TASK DIRECTIONS
Find the string "that" in the data, then copy every line where it is found.

MATERIAL
= = = = = = =
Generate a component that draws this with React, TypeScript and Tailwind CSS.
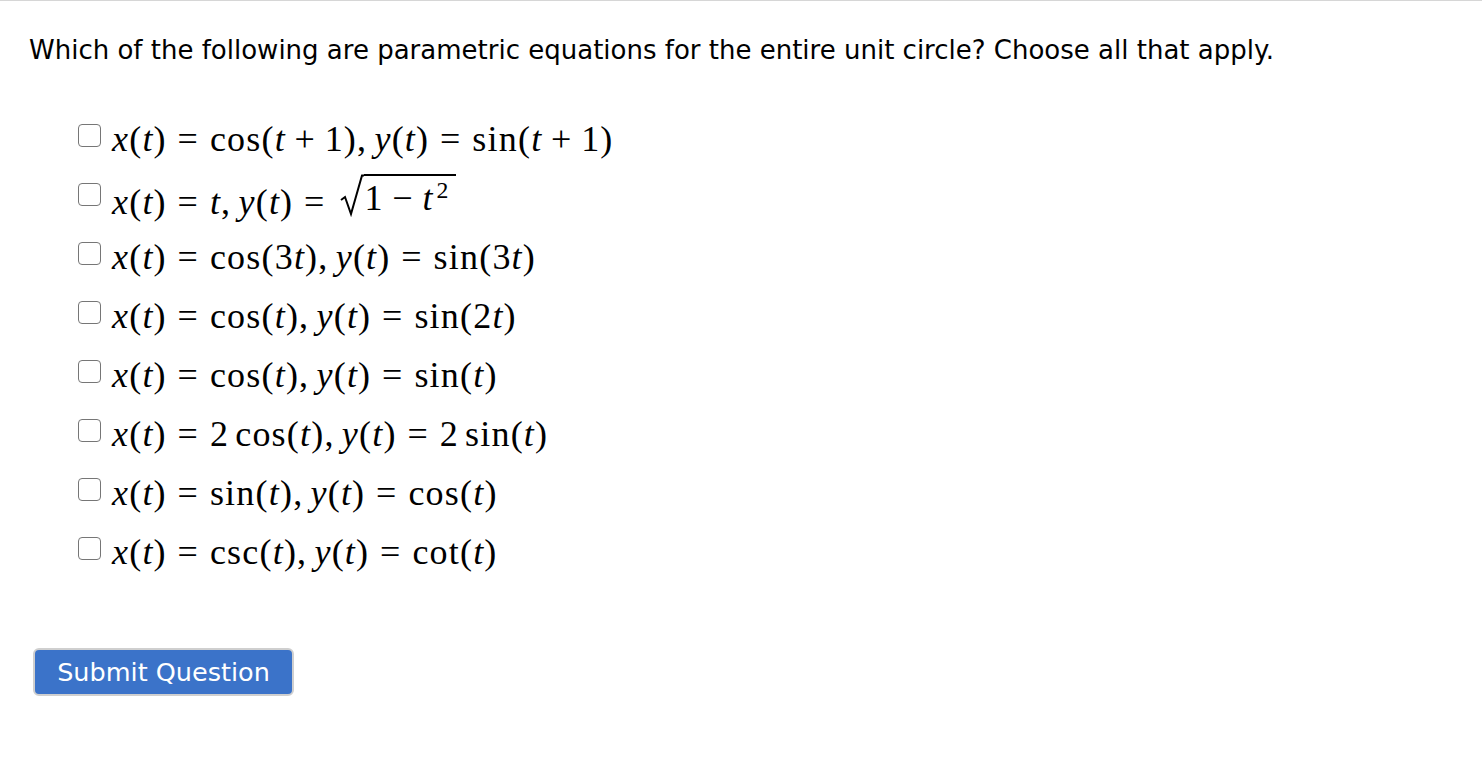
import React from "react";

const I = ({ children }: { children: React.ReactNode }) => (
  <span className="italic">{children}</span>
);
const Eq = () => <span className="mx-[0.3em]">=</span>;
const Op = ({ c }: { c: string }) => <span className="mx-[0.24em]">{c}</span>;
const Comma = () => <span className="mr-[0.2em]">,</span>;
const Xt = () => (
  <>
    <I>x</I>(<I>t</I>)
  </>
);
const Yt = () => (
  <>
    <I>y</I>(<I>t</I>)
  </>
);

const Sqrt = () => (
  <span className="inline-flex items-start relative top-[3px] ml-[4px]">
    <svg width="24" height="43" viewBox="0 0 24 43" className="shrink-0">
      <path d="M1 26 L5 23 L11 40 L22 1.5 L24 1.5" fill="none" stroke="#000" strokeWidth="2" />
    </svg>
    <span className="border-t-[2px] border-black leading-[1.1] pt-[3px] pr-[6px]">
      1<Op c="−" />
      <I>t</I>
      <span className="text-[0.66em] relative top-[-0.5em] ml-[3px]">2</span>
    </span>
  </span>
);

const rows: React.ReactNode[] = [
  <>
    <Xt /><Eq />cos(<I>t</I><Op c="+" />1)<Comma /><Yt /><Eq />sin(<I>t</I><Op c="+" />1)
  </>,
  <>
    <Xt /><Eq /><I>t</I><Comma /><Yt /><Eq /><Sqrt />
  </>,
  <>
    <Xt /><Eq />cos(3<I>t</I>)<Comma /><Yt /><Eq />sin(3<I>t</I>)
  </>,
  <>
    <Xt /><Eq />cos(<I>t</I>)<Comma /><Yt /><Eq />sin(2<I>t</I>)
  </>,
  <>
    <Xt /><Eq />cos(<I>t</I>)<Comma /><Yt /><Eq />sin(<I>t</I>)
  </>,
  <>
    <Xt /><Eq />2<span className="ml-[0.17em]">cos</span>(<I>t</I>)<Comma /><Yt /><Eq />2<span className="ml-[0.17em]">sin</span>(<I>t</I>)
  </>,
  <>
    <Xt /><Eq />sin(<I>t</I>)<Comma /><Yt /><Eq />cos(<I>t</I>)
  </>,
  <>
    <Xt /><Eq />csc(<I>t</I>)<Comma /><Yt /><Eq />cot(<I>t</I>)
  </>,
];

export default function App() {
  return (
    <div className="min-h-[764px] bg-white border-t border-[#d6d6d6]">
      <div className="pl-[29px] pt-[33px]">
        <p
          className="text-[26px] leading-[32px] text-black"
          style={{ fontFamily: "'DejaVu Sans', sans-serif" }}
        >
          Which of the following are parametric equations for the entire unit circle? Choose all that apply.
        </p>
        <div className="mt-[43px] pl-[49px] flex flex-col">
          {rows.map((r, i) => (
            <label key={i} className="h-[59px] flex items-center">
              <span className="w-[23px] h-[23px] rounded-[4px] border-[1.5px] border-[#767676] bg-white shrink-0 mb-[7px]" />
              <span
                className="ml-[11px] text-[36px] leading-[44px] tracking-[1.2px] text-black whitespace-nowrap"
                style={{ fontFamily: "'Liberation Serif', serif" }}
              >
                {r}
              </span>
            </label>
          ))}
        </div>
        <div className="mt-[67px] pl-[4px]">
          <button
            className="w-[261px] h-[48px] rounded-[6px] bg-[#3b73c9] border-2 border-[#cfcfcf] text-white text-[25.5px]"
            style={{ fontFamily: "'DejaVu Sans', sans-serif" }}
          >
            Submit Question
          </button>
        </div>
      </div>
    </div>
  );
}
= = = = = = =
ANSWER TO THE PROBLEM
Generate a component that draws this with React, TypeScript and Tailwind CSS.
          Which of the following are parametric equations for the entire unit circle? Choose all that apply.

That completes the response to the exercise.